Even when Eastman and Laird self-published the first full comic-book issue of Teenage Mutant Ninja Turtles the following year (funded primarily by Eastman’s tax return and a loan from his uncle), things continued in the same parodic vein. Daredevil‘s sensei Stick became the sewer-rat ninja master Splinter; Miller’s ninja enemies the Hand became the Foot Clan. Even the origin of these unlikely heroes came from Marvel’s blind vigilante, since all Eastman and Laird did was move the proverbial camera a little to the right and show the radioactive goop that gave Matt Murdock his extrasensory abilities hitting a bunch of pet turtles as well.

Of course, few people use “hey, let’s goof on a bunch of random shit we love” (which by now included the names of famous Renaissance artists Leonardo, Donatello, Michelangelo, and Raphael) as either a business plan or a path to fortune and glory. Indeed, Eastman and Laird were surprised enough by the first issue’s modest success in the “direct market” of comic-book shops, still in its infancy, that it took them another year to come out with a second issue.

But raw, exuberant enthusiasm fuels the best parodies – just ask “Weird Al” Yankovic, who earned his first number-one album the week before the new Teenage Mutant Ninja Turtles topped the box office. In Eastman and Laird’s case, the ridiculousness of their concept, coupled with the scratchy black-and-white art and the relatively gritty martial-arts violence they’d cribbed from Miller, connected with fans of the real stuff as well. A surprise smash, TMNT spawned an entire “black-and-white boom” of scrappy (and in some cases sketchy) self-publishers churning out cheaply made genre pastiches, eagerly bought up by comic stores in search of the next big thing.

Ultimately, it wasn’t Eastman & Laird’s idiosyncratic combination of goofball parody and grim ninja combat that turned the Turtles into decades-spanning multimedia icons: It was the multimedia companies themselves, who oversaw the the amphibian heroes’ mutation into the softer, smoother, sillier superstars they are today. The transformation began when licensing agent Mark Freedman, acting on his own initiative, connected Eastman and Laird with a little-known toy company called Playmates. Recognizing the recipe for success shared by He-Man, G.I. Joe, and the Transformers — a syndicated animated series that effectively served as a regularly scheduled half-hour commercial for the toys — Playmates insisted on producing the cartoon before the toys hit shelves.

So aside from the basic “teenage,” “mutant,” and “ninja” components, everything we associate with the Turtles today came from an entire team of ad men, artists, toy execs, and screenwriters. The color-coded masks, the distinctive personalities (Leonardo the leader; Donatello the tech expert; Raphael the rebel; and Michaelangelo the “Cowabunga!”-shouting “party dude”), the catchphrases (“heroes in a half shell,” “turtle power”), the obsession with pizza — this wasn’t the work of a pair of Northampton, Massachusetts dreamers. It was state-of-the-art marketing made to move units and score ratings.

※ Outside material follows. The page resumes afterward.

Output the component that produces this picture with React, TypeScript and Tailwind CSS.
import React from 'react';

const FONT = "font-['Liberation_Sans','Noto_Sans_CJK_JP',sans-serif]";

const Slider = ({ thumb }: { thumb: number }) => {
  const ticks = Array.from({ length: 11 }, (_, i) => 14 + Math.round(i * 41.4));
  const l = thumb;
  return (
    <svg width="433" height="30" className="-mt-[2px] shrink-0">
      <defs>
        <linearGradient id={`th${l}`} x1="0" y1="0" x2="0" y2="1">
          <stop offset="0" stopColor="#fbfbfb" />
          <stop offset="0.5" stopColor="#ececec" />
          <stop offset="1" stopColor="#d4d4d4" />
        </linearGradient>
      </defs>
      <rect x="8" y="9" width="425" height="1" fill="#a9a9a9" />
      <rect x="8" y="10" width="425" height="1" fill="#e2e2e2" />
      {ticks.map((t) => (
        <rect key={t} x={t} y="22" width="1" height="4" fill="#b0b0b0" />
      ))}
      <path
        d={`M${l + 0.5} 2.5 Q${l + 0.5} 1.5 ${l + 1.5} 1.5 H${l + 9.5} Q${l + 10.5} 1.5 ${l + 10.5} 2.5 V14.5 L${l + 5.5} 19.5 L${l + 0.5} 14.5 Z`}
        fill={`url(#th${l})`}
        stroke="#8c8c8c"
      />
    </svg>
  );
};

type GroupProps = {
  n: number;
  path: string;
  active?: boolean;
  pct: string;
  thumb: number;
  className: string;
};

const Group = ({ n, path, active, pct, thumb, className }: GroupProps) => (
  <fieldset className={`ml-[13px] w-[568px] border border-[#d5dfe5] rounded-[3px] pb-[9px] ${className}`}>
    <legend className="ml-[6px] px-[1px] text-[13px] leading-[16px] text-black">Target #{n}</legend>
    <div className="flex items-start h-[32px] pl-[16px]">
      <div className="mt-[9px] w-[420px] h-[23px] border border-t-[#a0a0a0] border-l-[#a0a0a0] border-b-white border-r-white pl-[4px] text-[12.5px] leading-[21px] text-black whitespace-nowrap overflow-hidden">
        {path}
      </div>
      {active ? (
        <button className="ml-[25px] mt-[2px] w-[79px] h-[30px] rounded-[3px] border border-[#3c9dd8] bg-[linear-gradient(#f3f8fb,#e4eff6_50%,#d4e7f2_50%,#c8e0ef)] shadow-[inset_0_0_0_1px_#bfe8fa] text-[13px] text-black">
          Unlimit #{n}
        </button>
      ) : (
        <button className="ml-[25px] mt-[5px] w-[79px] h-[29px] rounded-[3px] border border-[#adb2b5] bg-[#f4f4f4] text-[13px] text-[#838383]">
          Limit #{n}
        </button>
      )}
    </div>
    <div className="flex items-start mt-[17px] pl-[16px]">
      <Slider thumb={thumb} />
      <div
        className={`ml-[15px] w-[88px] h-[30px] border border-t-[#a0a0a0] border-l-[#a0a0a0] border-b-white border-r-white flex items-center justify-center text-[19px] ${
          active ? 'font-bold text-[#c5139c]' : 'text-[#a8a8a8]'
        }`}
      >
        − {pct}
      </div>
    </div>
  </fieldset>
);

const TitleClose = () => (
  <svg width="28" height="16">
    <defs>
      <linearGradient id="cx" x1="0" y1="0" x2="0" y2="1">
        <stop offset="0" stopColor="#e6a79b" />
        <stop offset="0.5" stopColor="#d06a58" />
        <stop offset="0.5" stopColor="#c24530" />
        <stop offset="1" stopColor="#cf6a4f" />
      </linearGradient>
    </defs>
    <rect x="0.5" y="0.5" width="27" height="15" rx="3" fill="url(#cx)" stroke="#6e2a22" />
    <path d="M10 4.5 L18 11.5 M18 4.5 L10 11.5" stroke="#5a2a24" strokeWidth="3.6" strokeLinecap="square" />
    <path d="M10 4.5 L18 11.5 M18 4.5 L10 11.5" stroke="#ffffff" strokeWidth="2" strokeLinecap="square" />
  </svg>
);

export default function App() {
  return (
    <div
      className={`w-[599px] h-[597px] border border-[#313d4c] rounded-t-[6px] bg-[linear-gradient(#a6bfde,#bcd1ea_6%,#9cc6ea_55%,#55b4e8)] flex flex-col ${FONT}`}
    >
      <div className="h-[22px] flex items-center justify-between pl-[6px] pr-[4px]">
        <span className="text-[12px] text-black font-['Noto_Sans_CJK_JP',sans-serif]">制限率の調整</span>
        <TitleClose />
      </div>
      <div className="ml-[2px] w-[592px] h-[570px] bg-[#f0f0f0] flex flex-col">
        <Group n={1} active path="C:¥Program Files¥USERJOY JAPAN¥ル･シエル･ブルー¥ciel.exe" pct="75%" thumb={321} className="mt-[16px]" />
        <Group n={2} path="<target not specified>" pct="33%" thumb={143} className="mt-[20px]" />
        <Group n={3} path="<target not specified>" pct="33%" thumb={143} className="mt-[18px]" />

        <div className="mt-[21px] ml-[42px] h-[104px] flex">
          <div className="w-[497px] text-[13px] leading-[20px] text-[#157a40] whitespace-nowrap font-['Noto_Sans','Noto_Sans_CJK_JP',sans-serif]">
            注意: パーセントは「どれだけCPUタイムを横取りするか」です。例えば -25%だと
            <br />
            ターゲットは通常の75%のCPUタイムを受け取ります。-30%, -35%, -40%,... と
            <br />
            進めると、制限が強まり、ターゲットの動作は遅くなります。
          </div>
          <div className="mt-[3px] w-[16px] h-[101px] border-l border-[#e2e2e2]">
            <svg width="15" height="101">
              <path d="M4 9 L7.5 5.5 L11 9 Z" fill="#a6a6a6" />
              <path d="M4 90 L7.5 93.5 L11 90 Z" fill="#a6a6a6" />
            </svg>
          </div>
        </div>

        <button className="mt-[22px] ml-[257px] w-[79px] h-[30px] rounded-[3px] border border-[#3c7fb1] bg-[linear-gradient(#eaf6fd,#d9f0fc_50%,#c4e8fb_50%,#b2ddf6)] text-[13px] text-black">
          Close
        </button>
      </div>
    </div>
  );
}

And it worked. Debuting in 1987, the cartoon would run for almost a decade, with additional series to follow, including a CGI version that does big numbers for Nickelodeon today. The ever-expanding toy line was the tip of a merchandising iceberg that included breakfast cereals, video games, and pretty much everything a growing boy needs. The post-Tim Burton Batman boomlet in live-action comic-book movies saw an entertaining 1990 TMNT flick, with turtles designed by Jim Henson’s Creature Shop, and three sequels (two live-action, one CGI) with distinctly diminishing returns. Its soundtrack spawned an honest-to-god hit single in “Turtle Power” by Partners in Kryme; it went to #13 in the U.S. and topped the chart in the U.K., though it’s since been overshadowed in the public imagination by Vanilla Ice’s infamous “Ninja Rap” from TMNT II: The Secret of the Ooze.

Since that first cartoon aired, the comics have largely been an afterthought. Eastman and Laird, mostly separately, have each remained involved in the production of various Turtle comics at various points; Eastman co-writes and illustrates the current series from publisher IDW. And both creators have used their Turtle fortunes to fund more cutting-edge comics enterprises: Eastman founded the shortlived alternative-comics publisher Tundra and bought out the legendary sword & sorcery/sex/sci-fi comics magazine Heavy Metal, while Laird established the Xeric Grant to pay for the self-publication of some of the field’s most genuinely avant-garde work. Neither man owns the rights to the Turtles today: Eastman sold his share to Laird in 2000, and Laird sold the lot to Viacom nine years later. What began with a sketch in a living room is now entirely controlled in boardrooms.

Which brings us back to Bay. With his billion-dollar Transformers-proven toysploitation track record, he’s a natural, if cynical, shepherd for another TMNT product cycle. And with the new film’s $65.6 million opening weekend – the fourth-highest August opening in history – the new cycle has definitely begun, with a sequel already greenlit. If the first film’s any indication, studio Paramount will replicate its bifurcated marketing campaign, drawing both on 30ish fans of the old cartoons, films, and toys, as well as the kids whose unapologetic enthusiasm for sword-wielding turtles was once shared by those aging nostalgics. It would be nice if a sequel could recapture either the can-you-top-this craziness of the original concept or the goofball cartoon version thereof. Nice, but hardly necessary: the mutation is complete, and Turtle Power doesn’t have to burn clean to be a renewable resource.